6. Account for Tax Deducted at Source (TDS)
In India, banks deduct **Tax Deducted at Source (TDS)** if the interest earned from your FD (or all FDs with that bank) exceeds certain limits in a financial year. Currently, this limit is 40,000 rupees for most individuals and 50,000 rupees for senior citizens. If your interest crosses this threshold, the bank will deduct a portion of your interest (e.g., 10%) and send it to the income tax department. This means the cash you receive from the bank will be less than the calculated interest.
If your total income is below the taxable limit, you can submit Form 15G (for non-senior citizens) or Form 15H (for senior citizens) to your bank. This tells the bank not to deduct TDS. If TDS is deducted, don't worry. You can claim it back when you file your income tax return, as it is considered advance tax paid on your behalf.
Common Mistakes When Calculating FD Interest Early
Many people make simple errors that lead to inaccurate figures. Avoid these common pitfalls:
- Assuming the Original Rate: This is the most frequent mistake. Always remember that a penalty will apply.
- Not Checking the Right Rate Chart: You need the interest rate that was applicable for the *actual duration* of your FD *on the day you opened it*, not the current rates available.
- Ignoring Compounding (or its absence): Understand if your bank uses simple or compound interest for premature withdrawals.
- Forgetting TDS: The amount you calculate might not be the actual cash you receive due to TDS.
- Ignoring Bank Specific Terms: Each bank can have slightly different rules for penalties, rate application, and calculation methods. Your bank's terms are the final authority.
Tips for Accurate Calculation and Better Planning
To ensure you get the most accurate information and make the best choices:
- Read Your FD Terms Carefully: Understand the premature withdrawal clauses *before* you invest. This helps you plan.
- Use Your Bank's Official Calculator: These are usually the most accurate tools, as they are pre-programmed with your bank's specific rules.
- Contact Your Bank Directly: For large amounts or complex situations, a quick call or visit to your bank's customer service can provide precise figures.
- Keep All FD Documents Safe: Your FD advice, certificate, and account statements contain all the original details you need for calculation.
- Consider Alternatives to Breaking the FD: If you need money, explore options like taking a loan against your FD. This might be more cost-effective than paying a premature withdrawal penalty.

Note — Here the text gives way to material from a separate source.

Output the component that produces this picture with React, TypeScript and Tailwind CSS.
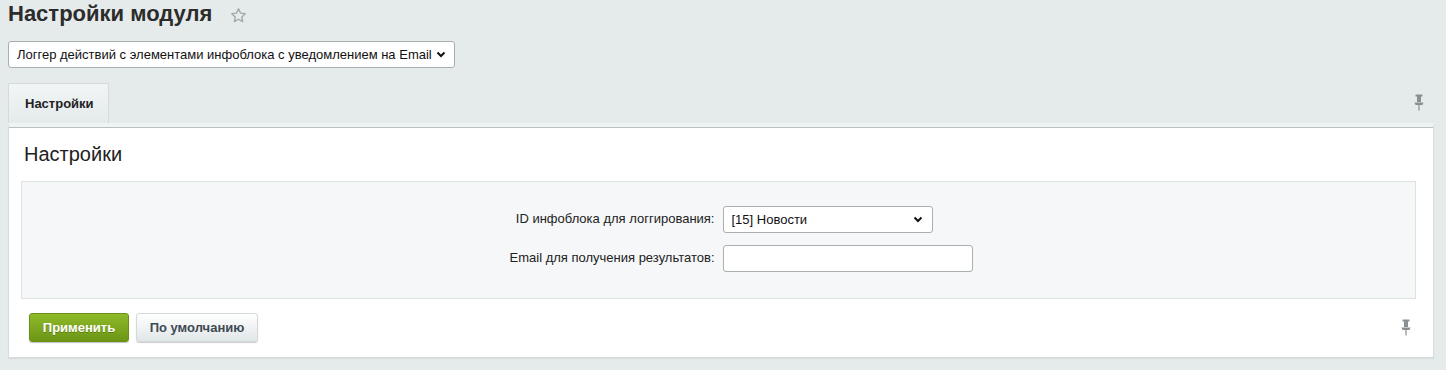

By following these steps and tips, you can confidently estimate the interest you will earn, even if you need to access your FD funds earlier than planned. This knowledge empowers you to make smarter financial choices.
Frequently Asked Questions
- What is FD premature withdrawal?
- FD premature withdrawal is when you take out your money from a Fixed Deposit before its original maturity date. Banks usually allow this but often apply a penalty.
- Will I lose all my interest if I break my FD early?
- No, you usually won't lose all your interest. However, the bank will pay you a lower interest rate than the one you originally agreed to. This is due to a penalty and applying a rate for the shorter actual duration your money was held.
- How does the bank calculate interest for early FD withdrawals?
- Banks typically calculate interest for the actual period your money was held. They use the interest rate that was applicable for that shorter duration at the time you opened the FD, and then they reduce this rate by a penalty percentage (e.g., 0.5% or 1%).
- What is TDS on FD interest?
- TDS stands for Tax Deducted at Source. If your FD interest income crosses a certain limit in a financial year (e.g., 40,000 rupees for most individuals), your bank will deduct a portion of the interest as tax and send it to the government before paying you the remaining amount.
- Is it better to break an FD or take a loan against it?
- It depends on your situation. Breaking an FD means you incur a penalty and lose some interest. Taking a loan against an FD often means paying a slightly higher interest rate on the loan than your FD earns, but your FD continues to earn its original interest. Compare the costs to decide the better option for your needs.